D. the inability to amend the trust deed - and take a range of other steps likely to be needed - following the death of the appointor (in this regard, the relevant variation clause stated 'at any time during the life of the Appointor and prior to the termination of the trusts hereinafter declared'. The court confirmed that while this clause might have permitted variations after the death of the appointor but prior to the termination of the trusts, the integrity of this approach was counted against by the fact that the clause went on to provide for notice to be given to the appointor; 

E. a purported variation that was assumed by the court as likely invalid. 

The court approved some of the changes requested to the trust deed, including the appointment of new appointors (which in theory would allow the trustee to then make, with appointor consent, other changes). 

The decision is comprehensive, particularly in considering the inherent and statutory rights of the court to amend trust instruments.

The judgement also makes the following comments in relation to the interpretation of the trust deed, all of which are likely relevant for trust advisers:

1. It appears that the principles applicable to the removal of a guardian and appointor holding a fiduciary role are akin to those applicable to removing a trustee and the guiding principle is the welfare of the beneficiaries and due administration of the trust in their favour (see Dryandra Investments Pty Ltd (ACN 627 096 146) as trustee of the Dryandra Trust v Hardie by her guardian ad litem Ian Torrington Blatchford [2024] WASC 248 and Panizza v Clathington Pty Ltd as former trustee for the P. and D. Panizza Family [2025] WASC 246).

2.  Court implemented trust deed variation provisions are beneficiary initiated (rather than settlor or trustee) and the role of a court is not itself, amending or varying the trusts, but rather acting on behalf of or representing beneficiaries who are not in a position to give their own consent and approval (see Inland Revenue Commissioners v Holmden [1968] AC 685 and Application by Perenna Nominees Pty Ltd [2022] VSC 193). 

3. As confirmed in WFT Capital Pty Ltd v Windt [2025] NSWSC 819, in Australia, the question of whether a variation of a trust amounts to a resettlement is not answered by reference to whether the variations are ‘essential or inessential, fundamental or immaterial’ (see Commissioner of Taxation v Commercial Nominees of Australia Ltd [2001] HCA 33; (2001) 75 ALJR 1172).
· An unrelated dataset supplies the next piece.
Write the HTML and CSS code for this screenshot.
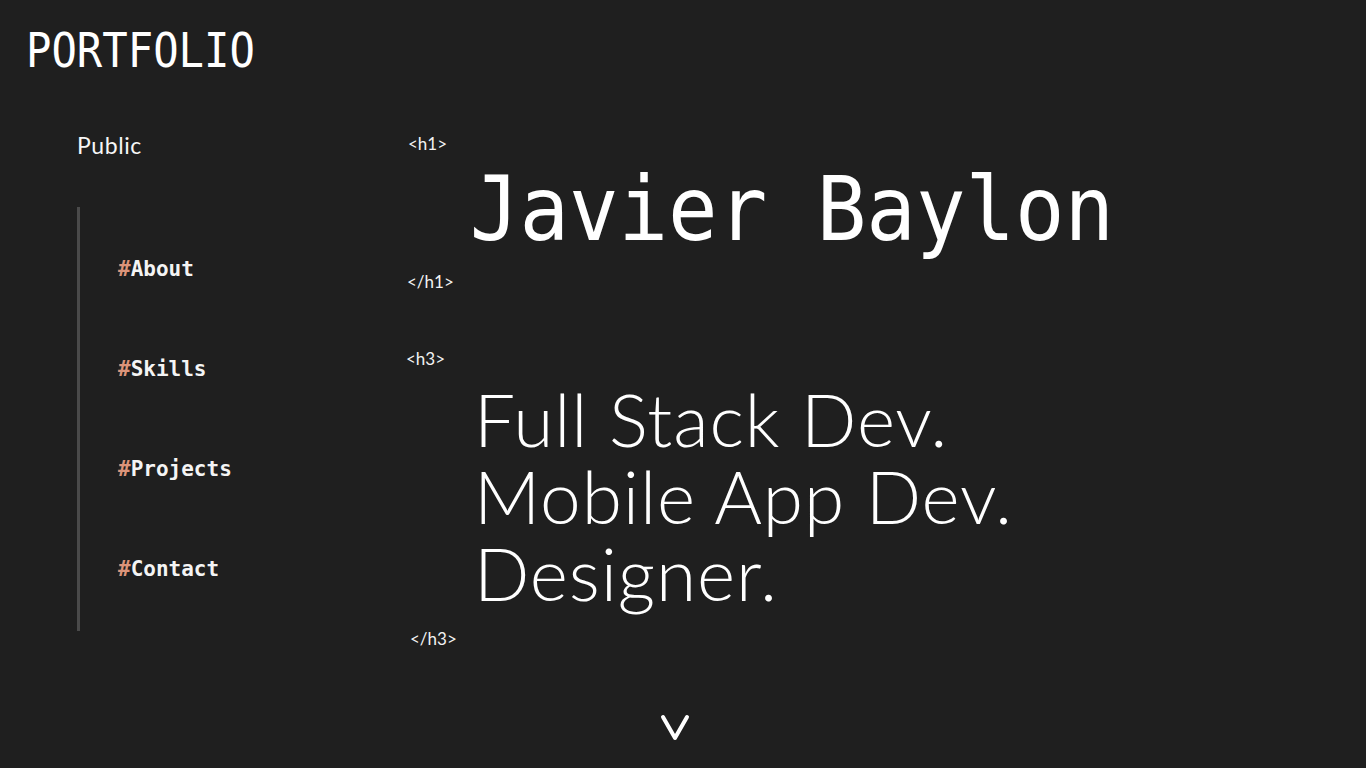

Rather, the question is answered by reference to whether there is continuity across three indicia, being:

(a) the regime of trust obligations, that is, its so-called constitution;

(b) the trust property; and 

(c) membership of the trust (see Federal Commissioner of Taxation v Clark (2011) 190 FCR 206), and where there is continuity of these matters, there will be no resettlement no matter how fundamental or essential the changes might otherwise be seen to be.

4. Whether an appointor’s powers are fiduciary depend on the terms of the trust deed (see El Sayed v El Hawach [2015] NSWCA 26, JSC Mezhdunarodniy Promyshlenniy Bank v Pugachev [2017] EWHC 2426 and Hitchcock v Pratt Group Holdings Pty Ltd as trustee for the Pratt Family Holdings Trust [2024] NSWSC 1292).

5. The terms of the trust deed here were such that while the trust could have operated without an appointor, the power of the appointor to appoint or remove trustees was 'facilitative to the due and proper execution of the trust' and thus the court could use its inherent power to at least appoint a replacement appointor (but not otherwise make alterations in this regard) to secure the due execution of the trust. 

6. When changes to the range of beneficiaries are proposed, a court can legitimately consider familial benefits - that is, the fact that the changes may help with the dynamics of intra-family relationships is a relevant factor (see Application by Perenna Nominees Pty Ltd [2022] VSC 193).